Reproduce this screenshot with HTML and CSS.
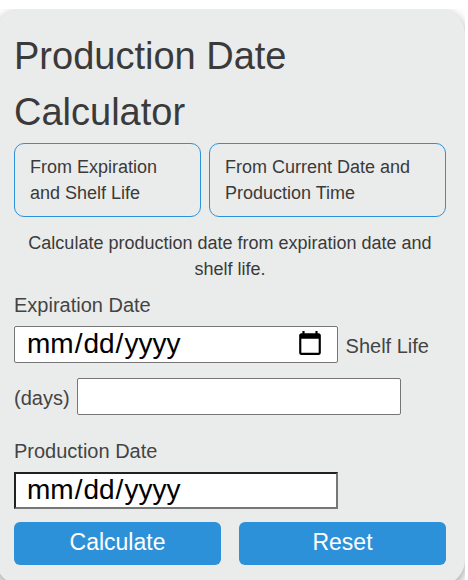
FILE: index.html
```html
<!DOCTYPE html>
<html lang="en-US">
<head>
<meta charset="utf-8">
<meta name="viewport" content="width=device-width, initial-scale=1">
<title>Production Date Calculator</title>
<link rel="stylesheet" href="styles.css">
</head>
<body>
<main class="stage">
  <form class="card">
    <h1 class="title">Production Date Calculator</h1>
    <div class="tabs">
      <button type="button" class="tab">From Expiration and Shelf Life</button>
      <button type="button" class="tab">From Current Date and Production Time</button>
    </div>
    <p class="intro">Calculate production date from expiration date and shelf life.</p>
    <div class="fields">
      <label class="label-block" for="expiration">Expiration Date</label>
      <input class="field" type="date" id="expiration">
      <label class="label-inline" for="shelf-life">Shelf Life (days)</label>
      <input class="field" type="text" inputmode="numeric" id="shelf-life">
    </div>
    <div class="result">
      <label class="label-block" for="production">Production Date</label>
      <input class="field field-result" type="date" id="production" readonly>
    </div>
    <div class="actions">
      <button type="button" class="action">Calculate</button>
      <button type="reset" class="action">Reset</button>
    </div>
  </form>
</main>
</body>
</html>
```
FILE: styles.css
```css
* {
  box-sizing: border-box;
}

body {
  margin: 0;
  background: #fff;
  color: #3a3a3a;
  font-family: "Liberation Sans", Arial, sans-serif;
  font-size: 18px;
  line-height: 26px;
}

.stage {
  margin: 9px 3px 0 0;
  height: calc(100vh - 9px);
  overflow: hidden;
}

.card {
  margin-left: -4px;
  padding: 19px 19px 20px 18px;
  border-radius: 25px;
  background: #eaeceb;
  box-shadow: 0 4px 12px rgba(0, 0, 0, 0.4);
}

.title {
  margin: 0 0 3px;
  font-size: 38px;
  font-weight: 400;
  line-height: 56px;
}

.tabs {
  display: grid;
  grid-template-columns: 187fr 237fr;
  gap: 8px;
}

.tab {
  padding: 10px 15px;
  border: 1px solid #2d91d9;
  border-radius: 10px;
  background: transparent;
  color: inherit;
  font: inherit;
  text-align: left;
}

.intro {
  margin: 13px 0 10px;
  text-align: center;
}

.fields,
.result {
  color: #444;
  font-size: 20px;
  line-height: 52px;
}

.label-block {
  display: block;
  margin-bottom: 2px;
  line-height: 26px;
}

.label-inline {
  margin: 0 2px;
}

.field {
  width: 324px;
  max-width: 100%;
  height: 37px;
  margin: 0;
  padding: 0 11px;
  border: 1px solid #767676;
  border-radius: 2px;
  background: #fff;
  color: #000;
  font-family: inherit;
  font-size: 28px;
}

.result {
  margin-top: 14px;
}

.field-result {
  padding: 0 10px;
  border: 2px inset #767676;
  border-radius: 0;
}

.actions {
  display: flex;
  gap: 18px;
  margin-top: 4px;
}

.action {
  flex: 1 1 0;
  height: 43px;
  padding: 0 0 3px;
  border: 0;
  border-radius: 6px;
  background: #2d91d9;
  color: #fff;
  font-family: inherit;
  font-size: 23px;
}
```
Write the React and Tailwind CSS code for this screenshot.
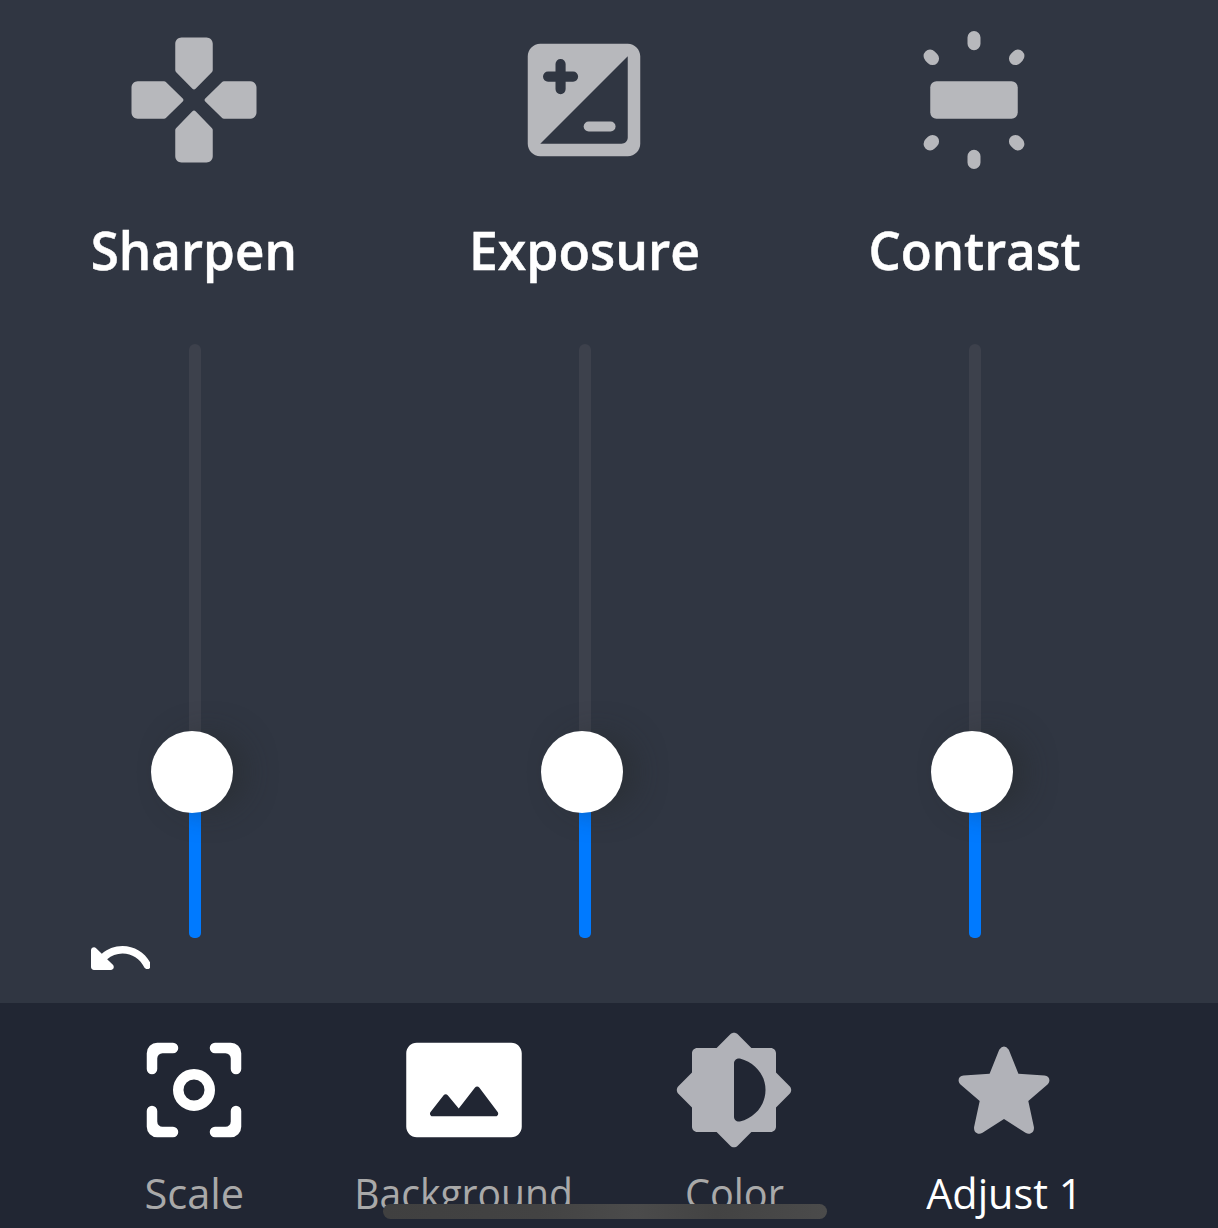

──────────

Copy out all of the data word for word. Do not carry over any picture.

Reproduce this screenshot with HTML and CSS.
FILE: index.html
```html
<!DOCTYPE html>
<html lang="en-US">
<head>
<meta charset="utf-8">
<meta name="viewport" content="width=device-width, initial-scale=1">
<title>Production Date Calculator</title>
<link rel="stylesheet" href="styles.css">
</head>
<body>
<main class="stage">
  <form class="card">
    <h1 class="title">Production Date Calculator</h1>
    <div class="tabs">
      <button type="button" class="tab">From Expiration and Shelf Life</button>
      <button type="button" class="tab">From Current Date and Production Time</button>
    </div>
    <p class="intro">Calculate production date from expiration date and shelf life.</p>
    <div class="fields">
      <label class="label-block" for="expiration">Expiration Date</label>
      <input class="field" type="date" id="expiration">
      <label class="label-inline" for="shelf-life">Shelf Life (days)</label>
      <input class="field" type="text" inputmode="numeric" id="shelf-life">
    </div>
    <div class="result">
      <label class="label-block" for="production">Production Date</label>
      <input class="field field-result" type="date" id="production" readonly>
    </div>
    <div class="actions">
      <button type="button" class="action">Calculate</button>
      <button type="reset" class="action">Reset</button>
    </div>
  </form>
</main>
</body>
</html>
```
FILE: styles.css
```css
* {
  box-sizing: border-box;
}

body {
  margin: 0;
  background: #fff;
  color: #3a3a3a;
  font-family: "Liberation Sans", Arial, sans-serif;
  font-size: 18px;
  line-height: 26px;
}

.stage {
  margin: 9px 3px 0 0;
  height: calc(100vh - 9px);
  overflow: hidden;
}

.card {
  margin-left: -4px;
  padding: 19px 19px 20px 18px;
  border-radius: 25px;
  background: #eaeceb;
  box-shadow: 0 4px 12px rgba(0, 0, 0, 0.4);
}

.title {
  margin: 0 0 3px;
  font-size: 38px;
  font-weight: 400;
  line-height: 56px;
}

.tabs {
  display: grid;
  grid-template-columns: 187fr 237fr;
  gap: 8px;
}

.tab {
  padding: 10px 15px;
  border: 1px solid #2d91d9;
  border-radius: 10px;
  background: transparent;
  color: inherit;
  font: inherit;
  text-align: left;
}

.intro {
  margin: 13px 0 10px;
  text-align: center;
}

.fields,
.result {
  color: #444;
  font-size: 20px;
  line-height: 52px;
}

.label-block {
  display: block;
  margin-bottom: 2px;
  line-height: 26px;
}

.label-inline {
  margin: 0 2px;
}

.field {
  width: 324px;
  max-width: 100%;
  height: 37px;
  margin: 0;
  padding: 0 11px;
  border: 1px solid #767676;
  border-radius: 2px;
  background: #fff;
  color: #000;
  font-family: inherit;
  font-size: 28px;
}

.result {
  margin-top: 14px;
}

.field-result {
  padding: 0 10px;
  border: 2px inset #767676;
  border-radius: 0;
}

.actions {
  display: flex;
  gap: 18px;
  margin-top: 4px;
}

.action {
  flex: 1 1 0;
  height: 43px;
  padding: 0 0 3px;
  border: 0;
  border-radius: 6px;
  background: #2d91d9;
  color: #fff;
  font-family: inherit;
  font-size: 23px;
}
```
Write the React and Tailwind CSS code for this screenshot.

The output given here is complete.